Task objective:
Pull every line containing "components" out of the material below.

Dataset section:
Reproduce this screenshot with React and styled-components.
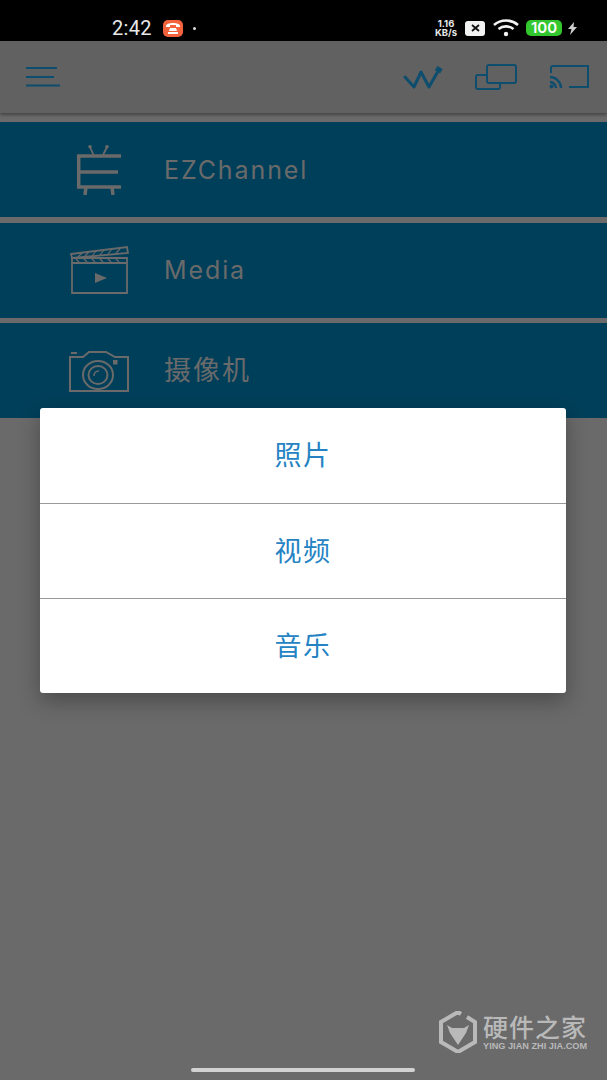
import React from 'react'
import styled, {createGlobalStyle} from 'styled-components'

const GlobalStyle = createGlobalStyle`
  html, body {
    margin: 0;
    padding: 0;
    background: #696969;
  }
  body {
    font-family: "Inter", "Noto Sans CJK SC", sans-serif;
  }
`

const Page = styled.div`
  position: relative;
  width: 607px;
  height: 1080px;
  overflow: hidden;
  background: #6a6a6a;
`

const StatusBar = styled.div`
  height: 41px;
  background: #000;
  display: flex;
  align-items: center;
  padding: 15px 0 0 112px;
  box-sizing: border-box;
  color: #e8e8e8;
`

const Time = styled.span`
  font-family: "Roboto", sans-serif;
  font-size: 20px;
  width: 51px;
  letter-spacing: 0.3px;
`

const AppBadge = styled.span`
  width: 20px;
  height: 17px;
  border-radius: 5px;
  background: #f4633c;
  display: flex;
  align-items: center;
  justify-content: center;
`

const Dot = styled.span`
  width: 3px;
  height: 3px;
  border-radius: 50%;
  background: #ddd;
  margin-left: 10px;
`

const StatusRight = styled.div`
  margin-left: auto;
  padding-right: 30px;
  display: flex;
  align-items: center;
`

const Speed = styled.span`
  font-family: "Inter", sans-serif;
  font-weight: 700;
  font-size: 9.5px;
  line-height: 9px;
  text-align: center;
  width: 28px;
  color: #e6e6e6;
`

const XBadge = styled.span`
  width: 20px;
  height: 15px;
  margin-left: 5px;
  border-radius: 3px;
  background: #f2f2f2;
  display: flex;
  align-items: center;
  justify-content: center;
`

const Battery = styled.span`
  width: 36px;
  height: 16px;
  margin-left: 7px;
  border-radius: 5px;
  background: #33c72f;
  color: #fff;
  font-family: "Inter", sans-serif;
  font-weight: 600;
  font-size: 15px;
  line-height: 16px;
  text-align: center;
`

const Header = styled.header`
  height: 72px;
  background: #616161;
  box-shadow: 0 2px 3px rgba(0, 0, 0, 0.35);
  display: flex;
  align-items: center;
  padding: 0 17px 0 26px;
  box-sizing: border-box;
`

const HeaderIcons = styled.div`
  margin-left: auto;
  display: flex;
  align-items: center;
  gap: 32px;
`

const MenuList = styled.div`
  margin-top: 9px;
  display: flex;
  flex-direction: column;
  gap: 5.5px;
`

const MenuRow = styled.div`
  height: 95px;
  background: #003f5a;
  display: flex;
  align-items: center;
`

const MenuIcon = styled.div`
  width: 164px;
  padding-left: 69px;
  padding-right: 35px;
  box-sizing: border-box;
  display: flex;
  align-items: center;
  justify-content: center;
`

const MenuLabel = styled.span`
  color: #6a6a6a;
  font-family: "Inter", "Noto Sans CJK SC", sans-serif;
  font-size: ${p => (p.$cjk ? '27px' : '25px')};
  letter-spacing: ${p => (p.$cjk ? '2px' : '1.9px')};
  padding-bottom: ${p => (p.$cjk ? '4px' : '0')};
  font-weight: 400;
`

const Dialog = styled.div`
  position: absolute;
  left: 40px;
  top: 408px;
  width: 526px;
  border-radius: 3px;
  background: #fff;
  box-shadow: 0 8px 22px rgba(0, 0, 0, 0.3);
  display: flex;
  flex-direction: column;
`

const DialogItem = styled.div`
  height: 95px;
  box-sizing: border-box;
  display: flex;
  align-items: center;
  justify-content: center;
  padding-bottom: 4px;
  color: #2583c4;
  font-family: "Noto Sans CJK SC", sans-serif;
  font-size: 27px;
  letter-spacing: 1.5px;
  border-top: ${p => (p.$first ? 'none' : '1.5px solid #999')};
`

const Watermark = styled.div`
  position: absolute;
  left: 439px;
  top: 1011px;
  display: flex;
  align-items: center;
  gap: 6px;
  color: #b9b9b9;
`

const WatermarkText = styled.div`
  display: flex;
  flex-direction: column;
`

const WatermarkTitle = styled.span`
  font-family: "Noto Sans CJK SC", sans-serif;
  font-weight: 500;
  font-size: 25px;
  line-height: 28px;
  letter-spacing: 1px;
`

const WatermarkSub = styled.span`
  font-family: "Liberation Sans", sans-serif;
  font-weight: 700;
  font-size: 9.200px;
  line-height: 12px;
  white-space: nowrap;
`

const HomeBar = styled.div`
  position: absolute;
  left: 191px;
  top: 1068px;
  width: 224px;
  height: 4px;
  border-radius: 2px;
  background: #d2d2d2;
`

const BLUE = '#0d4d6e'
const GRAY = '#6a6a6a'

const Hamburger = () => (
  <svg width="34" height="22" viewBox="0 0 34 22" stroke={BLUE} strokeWidth="2" fill="none">
    <path d="M0 2h31M0 11h28M0 19.500h34" />
  </svg>
)

const UsbIcon = () => (
  <svg width="40" height="26" viewBox="0 0 40 26" fill="none" stroke={BLUE} strokeWidth="3" strokeLinejoin="round" strokeLinecap="round">
    <path d="M2 13l9 10 7-15 8 15 8-14" />
    <path d="M34.500 8l2.500-4.500" strokeWidth="6" strokeLinecap="butt" />
  </svg>
)

const ScreensIcon = () => (
  <svg width="42" height="26" viewBox="0 0 42 26" fill="none" stroke={BLUE} strokeWidth="2">
    <rect x="12" y="1" width="29" height="18" rx="2" />
    <path d="M12 11H3a2 2 0 0 0-2 2v10a2 2 0 0 0 2 2h20a2 2 0 0 0 2-2v-4" />
  </svg>
)

const CastIcon = () => (
  <svg width="41" height="24" viewBox="0 0 41 24" fill="none" stroke={BLUE} strokeWidth="2">
    <path d="M2 8V3a2 2 0 0 1 2-2h35v21H20" />
    <path d="M1 12c6 0 11 5 11 11M1 17c3 0 6 3 6 6" strokeWidth="2.400" />
    <circle cx="2.500" cy="21.500" r="2" fill={BLUE} stroke="none" />
  </svg>
)

const TvIcon = () => (
  <svg width="46" height="50" viewBox="0 0 46 50" fill="none" stroke={GRAY} strokeWidth="3.500">
    <path d="M45 11H2.700v31H45M2.700 27H42" />
    <path d="M14 2l3.500 8M31 2l-4 8" strokeWidth="1.800" />
    <circle cx="14" cy="1.800" r="1.800" fill={GRAY} stroke="none" />
    <circle cx="31" cy="1.800" r="1.800" fill={GRAY} stroke="none" />
    <path d="M10 42l-1 8M36 42l1 8" strokeWidth="3.500" />
  </svg>
)

const ClapIcon = () => (
  <svg width="59" height="48" viewBox="0 0 59 48" fill="none" stroke={GRAY} strokeWidth="1.800">
    <path d="M2 12h55v35H2zM2 17h55" />
    <path d="M1 8l56-7 1 6-56 5z" />
    <path d="M8 11l4-4M15 10l4-4M22 10l4-5M30 9l4-5M38 8l4-5M46 7l4-4M6 13l3 3M14 13l3 3M22 13l3 3M30 13l3 3M38 13l3 3M46 13l3 3" strokeWidth="1.200" />
    <path d="M25 27l12 5-12 5z" fill={GRAY} stroke="none" />
  </svg>
)

const CameraIcon = () => (
  <svg width="60" height="42" viewBox="0 0 60 42" fill="none" stroke={GRAY} strokeWidth="2">
    <path d="M1 7h13l6-5h17l9 5h13v34H1z" />
    <path d="M2 3h6" />
    <ellipse cx="29" cy="25" rx="15" ry="14" />
    <ellipse cx="29" cy="25" rx="9.500" ry="9" />
    <path d="M25 26a4.500 4.500 0 0 1 5-5" strokeWidth="1.500" />
    <rect x="44" y="10" width="4.500" height="4.500" fill={GRAY} stroke="none" />
  </svg>
)

const PhoneGlyph = () => (
  <svg width="14" height="12" viewBox="0 0 14 12" fill="#fff">
    <path d="M0 4c0-4 14-4 14 0v1h-4V3H4v2H0z" />
    <path d="M4 6h6l1 3H3z" />
    <rect x="2" y="10" width="10" height="2" />
  </svg>
)

const WifiIcon = () => (
  <svg width="26" height="18" viewBox="0 0 26 18" fill="none" stroke="#f2f2f2" strokeWidth="2.600" style={{marginLeft: 8}}>
    <path d="M1 6c7-6 17-6 24 0M5.500 10c4.500-3.500 10.500-3.500 15 0" />
    <circle cx="13" cy="15" r="2.200" fill="#f2f2f2" stroke="none" />
  </svg>
)

const BoltIcon = () => (
  <svg width="9" height="13" viewBox="0 0 9 13" fill="#cfcfcf" style={{marginLeft: 6}}>
    <path d="M6 0L0 7h3.500L2 13l7-8H5.500z" />
  </svg>
)

const XGlyph = () => (
  <svg width="9" height="8" viewBox="0 0 9 8" stroke="#111" strokeWidth="1.800">
    <path d="M1 1l7 6M8 1l-7 6" />
  </svg>
)

const LogoIcon = () => (
  <svg width="38" height="42" viewBox="0 0 38 42" fill="none">
    <path d="M22 3L19 1 2 11v20l17 10 17-10V11l-8-5" stroke="#b9b9b9" strokeWidth="4" />
    <path d="M8 14l5 3h12l5-3-3 8-8 12-8-12z" fill="#b9b9b9" />
  </svg>
)

const items = [
  {label: 'EZChannel', icon: <TvIcon />},
  {label: 'Media', icon: <ClapIcon />},
  {label: '摄像机', icon: <CameraIcon />, cjk: true},
]

const App = () => {
  return (
    <Page>
      <GlobalStyle />
      <StatusBar>
        <Time>2:42</Time>
        <AppBadge><PhoneGlyph /></AppBadge>
        <Dot />
        <StatusRight>
          <Speed>1.16<br />KB/s</Speed>
          <XBadge><XGlyph /></XBadge>
          <WifiIcon />
          <Battery>100</Battery>
          <BoltIcon />
        </StatusRight>
      </StatusBar>
      <Header>
        <Hamburger />
        <HeaderIcons>
          <UsbIcon />
          <ScreensIcon />
          <CastIcon />
        </HeaderIcons>
      </Header>
      <MenuList>
        {items.map(item => (
          <MenuRow key={item.label}>
            <MenuIcon>{item.icon}</MenuIcon>
            <MenuLabel $cjk={item.cjk}>{item.label}</MenuLabel>
          </MenuRow>
        ))}
      </MenuList>
      <Dialog>
        <DialogItem $first>照片</DialogItem>
        <DialogItem>视频</DialogItem>
        <DialogItem>音乐</DialogItem>
      </Dialog>
      <Watermark>
        <LogoIcon />
        <WatermarkText>
          <WatermarkTitle>硬件之家</WatermarkTitle>
          <WatermarkSub>YING JIAN ZHI JIA.COM</WatermarkSub>
        </WatermarkText>
      </Watermark>
      <HomeBar />
    </Page>
  )
}

export default App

Response to the exercise:
Reproduce this screenshot with React and styled-components.
import styled, {createGlobalStyle} from 'styled-components'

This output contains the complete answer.